On nous dira que la création de la Direction des poursuites criminelles et pénales, instance désormais plus indépendante que jamais du procureur général, règle le problème. Ce n'est pas le cas. Si on a créé ce poste, c'est pour donner toutes les apparences de l'indépendance à ceux qui décident d'accuser. Le procureur général, il est vrai, ne peut donner des instructions au DPCP que par écrit, et à toutes fins utiles, c'est le DPCP qui a le dernier mot. C'est entre autres après le scandale de la prostitution juvénile à Québec qu'on a pris cette décision. Mais le DPCP relève encore, ultimement, du procureur général.
La même prudence qui a présidé à la création de ce poste, occupé par un avocat, ancien cadre de la Sûreté du Québec, devrait nous empêcher de réunir le ministre de la police et celui des procureurs. On pourrait ajouter aussi que le ministre de la Justice nomme les juges et que le ministre de la Sécurité publique s'occupe des prisons et des libérations conditionnelles.

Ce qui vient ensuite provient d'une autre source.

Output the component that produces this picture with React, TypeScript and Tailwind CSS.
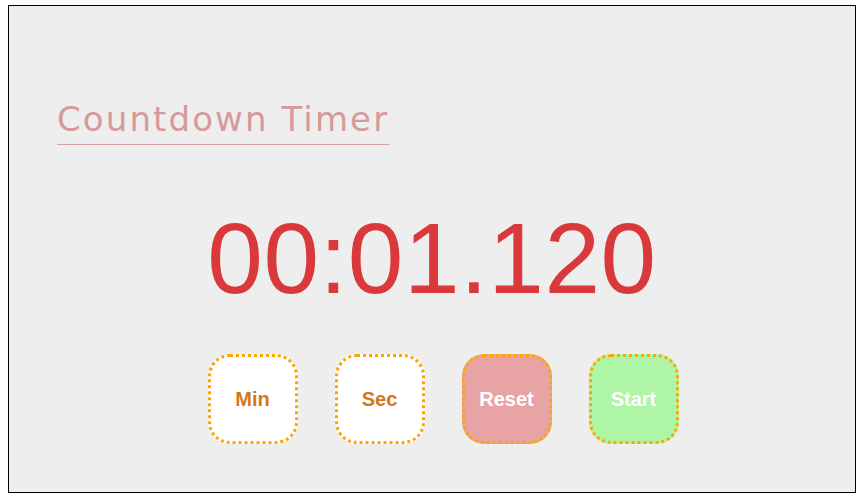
export default function App() {
  const buttons = [
    { label: "Min", className: "bg-white text-[#d2781a]" },
    { label: "Sec", className: "bg-white text-[#d2781a]" },
    { label: "Reset", className: "bg-[#e8a4a4] text-white" },
    { label: "Start", className: "bg-[#aef5a5] text-white" },
  ];

  return (
    <div className="min-h-screen bg-white pt-[5px] pl-2">
      <div className="w-[848px] h-[488px] border border-black bg-[#eeeeee] flex flex-col">
        <div className="pl-[48px] pt-[93px]">
          <h1
            className="inline-block text-[34px] leading-[40px] tracking-[2.1px] text-[#d69a9a] border-b border-[#d4a3a3] pb-[5px]"
            style={{ fontFamily: "'DejaVu Sans', Verdana, sans-serif" }}
          >
            Countdown Timer
          </h1>
        </div>

        <div
          className="mt-[63px] text-center text-[100px] leading-[100px] tracking-[0.5px] text-[#d9393b]"
          style={{ fontFamily: "'Liberation Sans', Arial, sans-serif" }}
        >
          00:01.120
        </div>

        <div className="mt-[46px] flex justify-center gap-[37px] pl-[22px]">
          {buttons.map((b) => (
            <button
              key={b.label}
              className={`w-[90px] h-[90px] rounded-[22px] border-[3px] border-dotted border-[#ffa500] text-[20px] font-bold flex items-center justify-center ${b.className}`}
              style={{ fontFamily: "'Liberation Sans', Arial, sans-serif" }}
            >
              {b.label}
            </button>
          ))}
        </div>
      </div>
    </div>
  );
}
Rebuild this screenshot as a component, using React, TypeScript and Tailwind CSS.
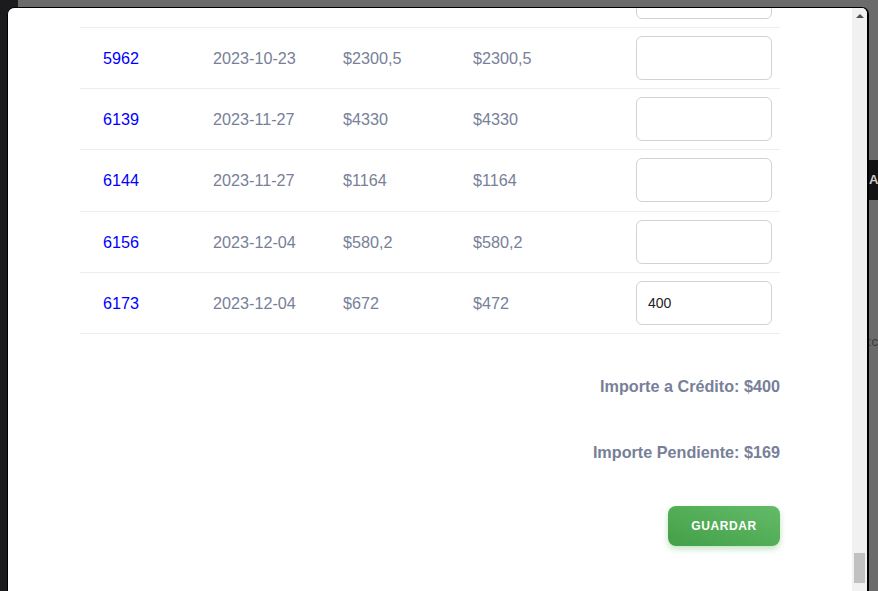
import React from "react";

const rows = [
  { id: "", date: "", amount: "", pending: "", value: "" },
  { id: "5962", date: "2023-10-23", amount: "$2300,5", pending: "$2300,5", value: "" },
  { id: "6139", date: "2023-11-27", amount: "$4330", pending: "$4330", value: "" },
  { id: "6144", date: "2023-11-27", amount: "$1164", pending: "$1164", value: "" },
  { id: "6156", date: "2023-12-04", amount: "$580,2", pending: "$580,2", value: "" },
  { id: "6173", date: "2023-12-04", amount: "$672", pending: "$472", value: "400" },
];

function Row({ r, first }: { r: (typeof rows)[number]; first?: boolean }) {
  return (
    <div
      className={
        "grid h-[61.2px] grid-cols-[133px_130px_130px_163px_144px] items-center border-b border-[#ececec] " +
        (first ? "-mt-[41.2px]" : "")
      }
    >
      <a className="pl-[23px] text-[#0000ff]">{r.id}</a>
      <span>{r.date}</span>
      <span>{r.amount}</span>
      <span>{r.pending}</span>
      <div className="flex justify-end pr-[8px]">
        <input
          defaultValue={r.value}
          className="h-[44px] w-[136px] rounded-[6px] border border-[#d2d2d6] bg-white px-[11px] text-[14px] text-[#222] outline-none"
        />
      </div>
    </div>
  );
}

export default function App() {
  return (
    <div className="relative h-[591px] w-[878px] overflow-hidden bg-[#6b6b6b] font-['Liberation_Sans',Arial,sans-serif]">
      {/* page behind the overlay */}
      <div className="absolute left-0 top-0 h-full w-[18px] bg-[#1b1b1d]" />
      <div className="absolute right-0 top-[160px] flex h-[40px] w-[10px] items-center bg-[#121212] pl-[1px] text-[13px] font-bold text-[#c8c8c8]">
        A
      </div>
      <div className="absolute right-0 top-[332px] w-[10px] overflow-hidden text-[13px] text-[#3a3a3a]">
        :c
      </div>

      {/* modal */}
      <div className="absolute left-[7px] top-[7px] flex h-[600px] w-[862px] overflow-hidden rounded-t-[7px] border-l border-r-2 border-t border-black bg-white">
        <div className="flex-1 overflow-hidden px-[72px] text-[16.2px] text-[#787f99]">
          {rows.map((r, i) => (
            <Row key={i} r={r} first={i === 0} />
          ))}

          <div className="flex flex-col items-end font-bold">
            <p className="mt-[43px] leading-[18px]">Importe a Crédito: $400</p>
            <p className="mt-[48px] leading-[18px]">Importe Pendiente: $169</p>
            <button className="mt-[45px] h-[40px] w-[112px] rounded-[8px] bg-gradient-to-tr from-[#43a047] to-[#63bb68] text-[12px] font-bold tracking-[0.05em] text-white shadow-[0_3px_6px_rgba(76,175,80,0.35)]">
              GUARDAR
            </button>
          </div>
        </div>

        {/* scrollbar */}
        <div className="flex w-[15px] flex-col items-center bg-[#f1f1f1]">
          <div className="mt-[6px] h-0 w-0 border-x-[4px] border-b-[4px] border-x-transparent border-b-[#505050]" />
          <div className="mt-[535px] h-[30px] w-[11px] bg-[#c1c1c1]" />
        </div>
      </div>
    </div>
  );
}
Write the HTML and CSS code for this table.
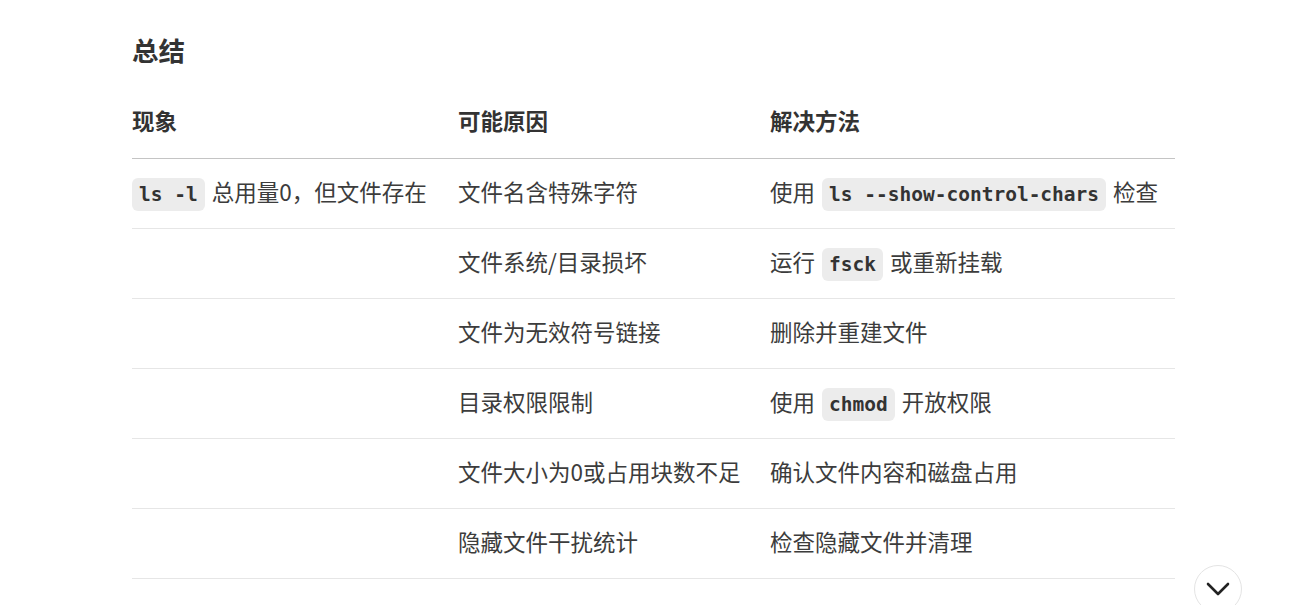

On dira qu'il s'agit là d'objections techniques. Après tout, on réunit les Finances et le Trésor, et plein d'autres choses.
Ce n'est pas le cas. Il s'agit d'une question de principe depuis longtemps établie, et pour des bonnes raisons, c'est-à-dire l'intégrité et l'apparence d'intégrité et d'indépendance de la justice criminelle.
Ce double mandat de M. Dupuis nous fait reculer de 20 ans. Ces chapeaux sont trop nombreux pour une seule tête, aussi grosse soit-elle.